[Interface markup and scripts]
■ ■ ■ ■

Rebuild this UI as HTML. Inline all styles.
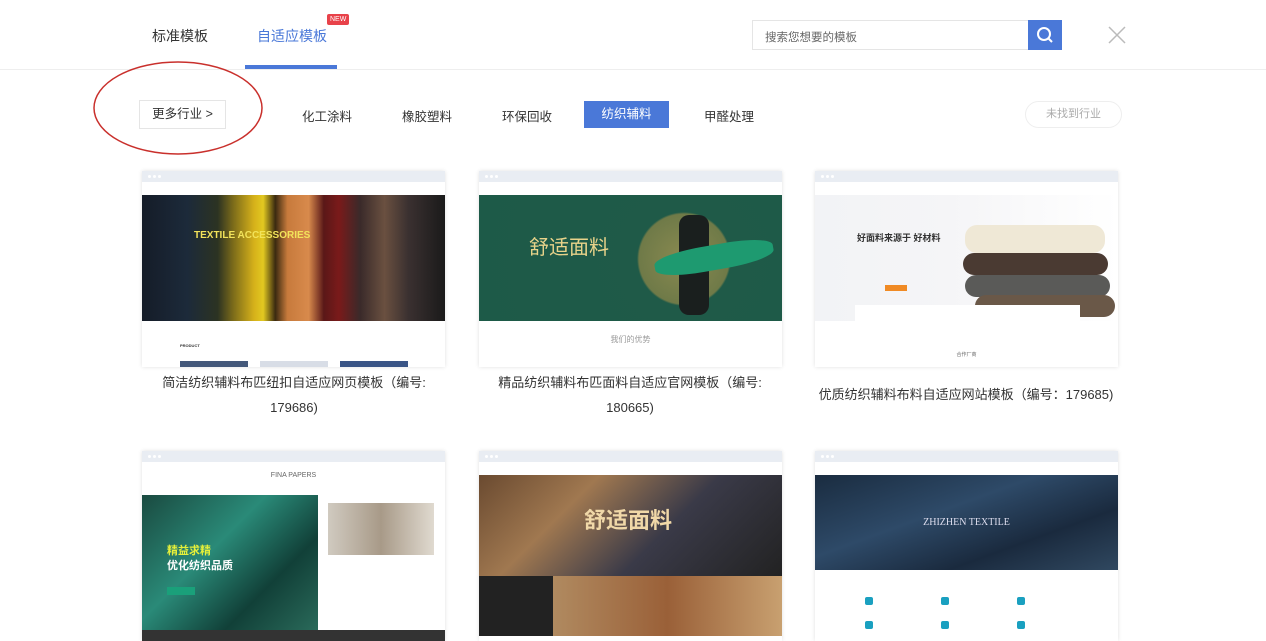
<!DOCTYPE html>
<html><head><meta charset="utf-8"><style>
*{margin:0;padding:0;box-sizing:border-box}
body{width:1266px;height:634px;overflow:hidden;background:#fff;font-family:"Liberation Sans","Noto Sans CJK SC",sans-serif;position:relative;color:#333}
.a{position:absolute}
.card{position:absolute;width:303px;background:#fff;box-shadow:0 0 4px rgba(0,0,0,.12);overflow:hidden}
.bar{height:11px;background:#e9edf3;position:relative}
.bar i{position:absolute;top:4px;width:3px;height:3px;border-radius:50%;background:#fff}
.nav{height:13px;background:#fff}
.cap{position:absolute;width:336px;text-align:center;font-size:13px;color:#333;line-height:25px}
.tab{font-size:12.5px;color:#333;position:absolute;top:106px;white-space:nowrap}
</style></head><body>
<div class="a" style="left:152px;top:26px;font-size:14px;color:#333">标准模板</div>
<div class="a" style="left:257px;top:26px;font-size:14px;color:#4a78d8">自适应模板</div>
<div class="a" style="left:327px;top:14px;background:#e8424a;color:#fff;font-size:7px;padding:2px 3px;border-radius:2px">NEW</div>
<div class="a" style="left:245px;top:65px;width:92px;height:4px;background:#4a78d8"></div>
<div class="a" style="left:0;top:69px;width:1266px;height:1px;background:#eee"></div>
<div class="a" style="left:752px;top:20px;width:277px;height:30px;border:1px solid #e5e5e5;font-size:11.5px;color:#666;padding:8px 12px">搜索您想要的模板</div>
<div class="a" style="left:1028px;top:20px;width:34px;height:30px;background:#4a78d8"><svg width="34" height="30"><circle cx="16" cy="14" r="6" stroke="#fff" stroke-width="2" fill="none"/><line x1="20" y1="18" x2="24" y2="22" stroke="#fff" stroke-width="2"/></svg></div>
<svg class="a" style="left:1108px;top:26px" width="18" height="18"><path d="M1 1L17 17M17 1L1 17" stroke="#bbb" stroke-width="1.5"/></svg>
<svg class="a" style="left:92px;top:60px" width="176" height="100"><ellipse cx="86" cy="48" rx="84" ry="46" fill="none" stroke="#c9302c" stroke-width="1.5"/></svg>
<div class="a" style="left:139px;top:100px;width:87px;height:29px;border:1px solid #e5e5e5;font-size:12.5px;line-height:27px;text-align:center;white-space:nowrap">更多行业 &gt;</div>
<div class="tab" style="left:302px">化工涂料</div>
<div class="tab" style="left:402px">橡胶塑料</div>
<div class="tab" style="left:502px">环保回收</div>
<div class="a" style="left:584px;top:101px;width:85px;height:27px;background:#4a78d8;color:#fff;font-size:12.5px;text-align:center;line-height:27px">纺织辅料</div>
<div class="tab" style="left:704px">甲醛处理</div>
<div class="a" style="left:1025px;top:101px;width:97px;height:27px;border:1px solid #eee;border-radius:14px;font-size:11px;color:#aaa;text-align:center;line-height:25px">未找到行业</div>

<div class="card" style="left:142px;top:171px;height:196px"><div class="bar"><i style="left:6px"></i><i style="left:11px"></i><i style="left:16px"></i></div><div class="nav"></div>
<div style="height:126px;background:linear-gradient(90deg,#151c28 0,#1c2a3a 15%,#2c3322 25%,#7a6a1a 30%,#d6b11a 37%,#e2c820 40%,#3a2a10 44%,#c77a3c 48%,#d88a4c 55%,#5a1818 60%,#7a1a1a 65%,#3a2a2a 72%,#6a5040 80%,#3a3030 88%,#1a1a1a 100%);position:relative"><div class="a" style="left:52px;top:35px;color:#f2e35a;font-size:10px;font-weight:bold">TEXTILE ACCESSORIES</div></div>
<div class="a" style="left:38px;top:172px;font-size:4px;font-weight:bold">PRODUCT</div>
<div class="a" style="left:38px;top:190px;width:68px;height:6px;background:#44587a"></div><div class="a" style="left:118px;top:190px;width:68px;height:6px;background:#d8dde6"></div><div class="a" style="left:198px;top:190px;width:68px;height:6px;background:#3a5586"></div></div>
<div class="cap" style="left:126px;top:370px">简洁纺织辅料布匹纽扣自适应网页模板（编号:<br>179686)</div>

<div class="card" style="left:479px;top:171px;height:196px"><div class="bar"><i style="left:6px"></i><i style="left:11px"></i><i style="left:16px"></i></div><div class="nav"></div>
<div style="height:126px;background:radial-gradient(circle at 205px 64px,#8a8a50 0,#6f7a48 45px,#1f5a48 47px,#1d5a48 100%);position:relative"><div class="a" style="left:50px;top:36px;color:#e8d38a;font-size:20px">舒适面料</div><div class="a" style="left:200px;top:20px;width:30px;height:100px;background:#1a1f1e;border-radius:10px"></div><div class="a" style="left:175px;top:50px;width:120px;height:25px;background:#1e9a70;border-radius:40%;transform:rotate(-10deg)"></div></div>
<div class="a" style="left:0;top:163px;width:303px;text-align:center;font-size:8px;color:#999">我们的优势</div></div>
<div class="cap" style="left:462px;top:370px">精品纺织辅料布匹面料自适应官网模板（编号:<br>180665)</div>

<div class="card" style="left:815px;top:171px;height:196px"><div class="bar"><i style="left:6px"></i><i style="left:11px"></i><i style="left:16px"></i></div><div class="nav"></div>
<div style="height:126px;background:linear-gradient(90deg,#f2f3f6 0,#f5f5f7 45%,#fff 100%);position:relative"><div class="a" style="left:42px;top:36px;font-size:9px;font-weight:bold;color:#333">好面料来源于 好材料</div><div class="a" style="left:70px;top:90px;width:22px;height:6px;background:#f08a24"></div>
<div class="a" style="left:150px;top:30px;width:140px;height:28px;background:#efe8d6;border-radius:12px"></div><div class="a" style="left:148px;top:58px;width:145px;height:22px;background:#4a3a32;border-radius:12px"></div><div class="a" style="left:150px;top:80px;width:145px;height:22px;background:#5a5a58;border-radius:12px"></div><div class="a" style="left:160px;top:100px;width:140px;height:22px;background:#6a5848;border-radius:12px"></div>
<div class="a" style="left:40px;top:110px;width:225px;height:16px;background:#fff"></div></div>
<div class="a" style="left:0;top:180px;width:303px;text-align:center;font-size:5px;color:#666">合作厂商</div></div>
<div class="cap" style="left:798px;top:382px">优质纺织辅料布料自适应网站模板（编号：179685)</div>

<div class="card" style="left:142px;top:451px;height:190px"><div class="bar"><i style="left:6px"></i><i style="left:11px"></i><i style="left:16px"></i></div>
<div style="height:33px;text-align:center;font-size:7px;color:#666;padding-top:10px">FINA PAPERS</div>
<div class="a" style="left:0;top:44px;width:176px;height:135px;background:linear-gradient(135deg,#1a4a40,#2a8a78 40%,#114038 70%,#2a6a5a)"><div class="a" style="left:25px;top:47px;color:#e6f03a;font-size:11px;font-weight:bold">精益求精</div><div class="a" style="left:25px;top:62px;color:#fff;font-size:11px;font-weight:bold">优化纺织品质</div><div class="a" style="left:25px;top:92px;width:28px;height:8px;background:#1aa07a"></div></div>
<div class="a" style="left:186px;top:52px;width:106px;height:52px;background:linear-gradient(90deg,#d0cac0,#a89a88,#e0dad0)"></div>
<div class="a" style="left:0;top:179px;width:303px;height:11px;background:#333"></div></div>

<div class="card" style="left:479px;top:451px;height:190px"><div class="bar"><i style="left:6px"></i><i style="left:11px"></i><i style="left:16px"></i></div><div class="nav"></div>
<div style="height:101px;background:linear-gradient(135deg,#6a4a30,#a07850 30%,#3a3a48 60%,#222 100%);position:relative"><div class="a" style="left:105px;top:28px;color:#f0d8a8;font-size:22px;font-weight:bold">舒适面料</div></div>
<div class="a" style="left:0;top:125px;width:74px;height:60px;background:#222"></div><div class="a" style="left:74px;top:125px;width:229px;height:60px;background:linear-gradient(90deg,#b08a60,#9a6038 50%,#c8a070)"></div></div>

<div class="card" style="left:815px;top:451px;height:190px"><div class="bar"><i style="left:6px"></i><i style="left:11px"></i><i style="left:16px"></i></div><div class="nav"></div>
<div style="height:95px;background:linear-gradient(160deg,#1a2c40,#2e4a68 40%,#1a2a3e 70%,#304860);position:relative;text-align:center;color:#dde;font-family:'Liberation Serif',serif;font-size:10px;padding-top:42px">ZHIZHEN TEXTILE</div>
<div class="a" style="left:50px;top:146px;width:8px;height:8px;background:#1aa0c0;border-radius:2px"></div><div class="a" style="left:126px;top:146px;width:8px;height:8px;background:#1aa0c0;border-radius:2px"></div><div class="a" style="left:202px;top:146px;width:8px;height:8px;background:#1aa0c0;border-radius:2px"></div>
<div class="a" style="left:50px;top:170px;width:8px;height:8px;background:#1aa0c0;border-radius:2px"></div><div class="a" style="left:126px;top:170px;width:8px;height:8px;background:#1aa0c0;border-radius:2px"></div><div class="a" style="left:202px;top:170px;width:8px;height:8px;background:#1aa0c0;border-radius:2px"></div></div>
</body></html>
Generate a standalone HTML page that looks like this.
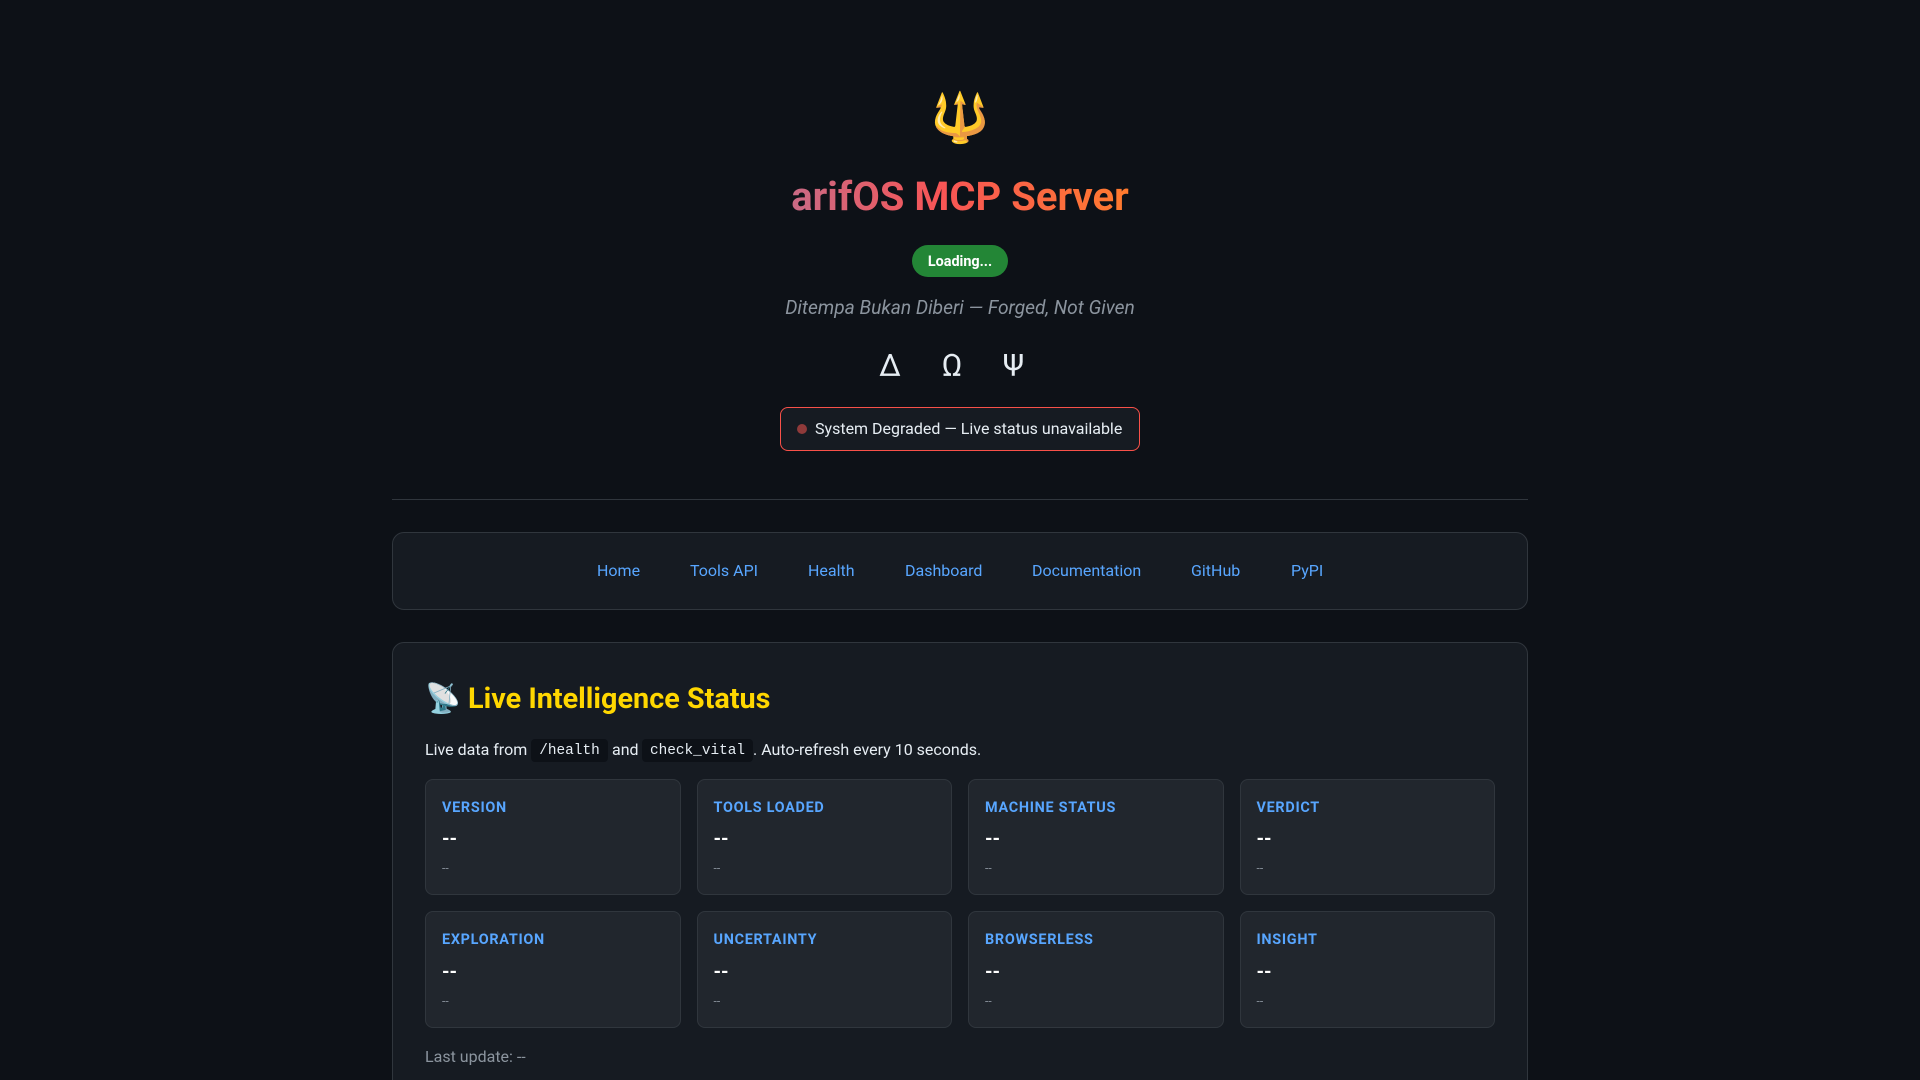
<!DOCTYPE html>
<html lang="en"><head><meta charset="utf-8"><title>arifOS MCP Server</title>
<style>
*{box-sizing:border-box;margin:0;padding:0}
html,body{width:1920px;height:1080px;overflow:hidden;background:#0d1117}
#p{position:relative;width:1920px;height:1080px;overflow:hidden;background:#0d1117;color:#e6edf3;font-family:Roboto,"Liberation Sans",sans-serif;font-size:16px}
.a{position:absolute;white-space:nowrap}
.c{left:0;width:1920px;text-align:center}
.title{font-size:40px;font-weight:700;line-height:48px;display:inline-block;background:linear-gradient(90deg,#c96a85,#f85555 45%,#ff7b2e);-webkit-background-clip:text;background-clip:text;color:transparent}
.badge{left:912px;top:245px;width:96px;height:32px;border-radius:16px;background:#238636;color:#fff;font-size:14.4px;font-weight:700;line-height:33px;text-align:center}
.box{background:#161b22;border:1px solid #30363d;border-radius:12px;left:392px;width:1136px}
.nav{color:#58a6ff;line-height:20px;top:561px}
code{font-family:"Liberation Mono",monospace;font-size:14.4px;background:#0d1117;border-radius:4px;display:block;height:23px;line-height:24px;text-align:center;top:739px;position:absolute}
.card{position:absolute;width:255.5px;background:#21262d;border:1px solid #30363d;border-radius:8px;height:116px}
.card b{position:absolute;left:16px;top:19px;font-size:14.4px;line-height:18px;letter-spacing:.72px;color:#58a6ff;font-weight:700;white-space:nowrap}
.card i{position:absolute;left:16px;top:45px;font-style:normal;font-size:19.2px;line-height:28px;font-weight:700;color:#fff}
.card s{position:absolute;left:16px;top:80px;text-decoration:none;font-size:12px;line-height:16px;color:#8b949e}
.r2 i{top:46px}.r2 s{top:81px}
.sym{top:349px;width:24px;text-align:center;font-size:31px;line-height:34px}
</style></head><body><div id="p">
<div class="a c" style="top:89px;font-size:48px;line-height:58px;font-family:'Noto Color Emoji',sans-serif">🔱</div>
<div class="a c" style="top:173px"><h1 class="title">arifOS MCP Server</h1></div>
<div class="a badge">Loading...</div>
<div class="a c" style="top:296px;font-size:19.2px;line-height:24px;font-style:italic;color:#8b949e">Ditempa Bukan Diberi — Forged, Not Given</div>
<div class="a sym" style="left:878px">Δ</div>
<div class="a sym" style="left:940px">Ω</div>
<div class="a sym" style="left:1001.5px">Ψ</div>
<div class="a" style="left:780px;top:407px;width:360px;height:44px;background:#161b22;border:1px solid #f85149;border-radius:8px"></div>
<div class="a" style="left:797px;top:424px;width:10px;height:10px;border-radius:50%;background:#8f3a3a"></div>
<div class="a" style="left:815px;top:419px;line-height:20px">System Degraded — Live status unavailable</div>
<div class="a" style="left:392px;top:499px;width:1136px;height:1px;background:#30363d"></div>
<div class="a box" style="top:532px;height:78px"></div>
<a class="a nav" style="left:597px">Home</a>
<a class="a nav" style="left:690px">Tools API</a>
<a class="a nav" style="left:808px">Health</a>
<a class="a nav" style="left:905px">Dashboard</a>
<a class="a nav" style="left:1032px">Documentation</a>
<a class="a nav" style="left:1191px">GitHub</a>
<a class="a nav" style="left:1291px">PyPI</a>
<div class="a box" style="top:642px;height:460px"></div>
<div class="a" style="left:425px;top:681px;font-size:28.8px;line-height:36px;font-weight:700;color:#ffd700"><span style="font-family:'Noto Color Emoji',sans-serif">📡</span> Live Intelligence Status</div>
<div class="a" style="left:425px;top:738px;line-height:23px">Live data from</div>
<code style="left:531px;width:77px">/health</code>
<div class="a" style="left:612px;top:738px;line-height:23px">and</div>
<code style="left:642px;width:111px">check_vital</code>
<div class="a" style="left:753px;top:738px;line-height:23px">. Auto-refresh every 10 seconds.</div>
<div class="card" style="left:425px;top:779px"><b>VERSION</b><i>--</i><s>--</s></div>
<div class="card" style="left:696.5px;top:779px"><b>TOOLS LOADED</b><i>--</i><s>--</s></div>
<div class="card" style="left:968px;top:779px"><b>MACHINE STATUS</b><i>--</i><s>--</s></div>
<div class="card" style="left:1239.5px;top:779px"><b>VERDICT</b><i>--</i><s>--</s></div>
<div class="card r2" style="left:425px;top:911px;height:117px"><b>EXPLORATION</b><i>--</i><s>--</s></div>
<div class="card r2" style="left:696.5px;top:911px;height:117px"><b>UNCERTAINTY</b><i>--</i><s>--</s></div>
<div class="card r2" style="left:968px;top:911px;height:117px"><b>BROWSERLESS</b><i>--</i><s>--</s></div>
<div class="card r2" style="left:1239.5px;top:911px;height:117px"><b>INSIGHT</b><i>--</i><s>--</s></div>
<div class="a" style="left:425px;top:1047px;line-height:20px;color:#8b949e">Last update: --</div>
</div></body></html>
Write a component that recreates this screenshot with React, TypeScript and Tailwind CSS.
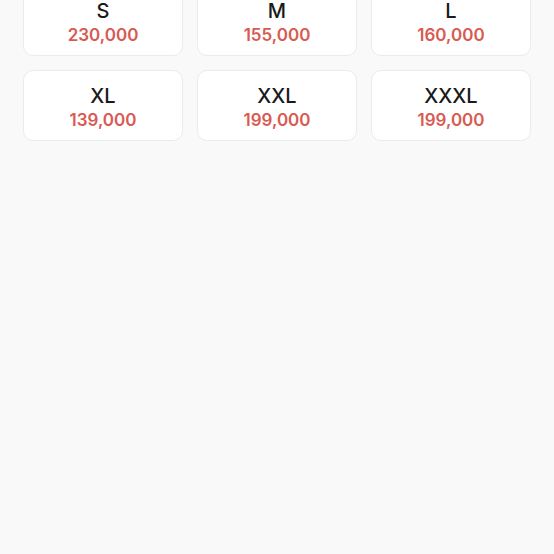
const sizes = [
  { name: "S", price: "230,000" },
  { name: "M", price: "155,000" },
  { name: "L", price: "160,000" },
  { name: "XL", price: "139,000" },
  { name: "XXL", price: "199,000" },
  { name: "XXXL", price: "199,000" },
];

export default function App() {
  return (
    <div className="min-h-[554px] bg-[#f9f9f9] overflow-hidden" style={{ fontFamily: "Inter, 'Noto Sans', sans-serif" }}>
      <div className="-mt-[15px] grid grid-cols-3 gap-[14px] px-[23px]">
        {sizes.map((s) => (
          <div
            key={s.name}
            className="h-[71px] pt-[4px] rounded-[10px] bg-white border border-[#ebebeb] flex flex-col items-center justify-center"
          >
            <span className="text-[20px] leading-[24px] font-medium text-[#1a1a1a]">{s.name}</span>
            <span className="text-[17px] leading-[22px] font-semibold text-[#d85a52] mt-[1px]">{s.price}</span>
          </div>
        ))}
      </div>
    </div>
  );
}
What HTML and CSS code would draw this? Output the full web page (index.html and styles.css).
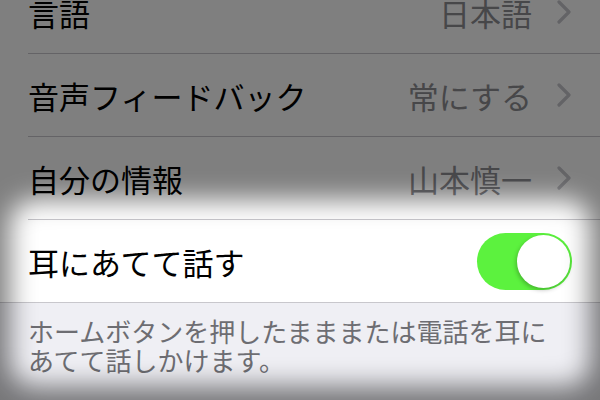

■ ■ ■ ■

Directive: How many lines in the listing contain "styles"? Answer with the number alone.

Exercise result: 2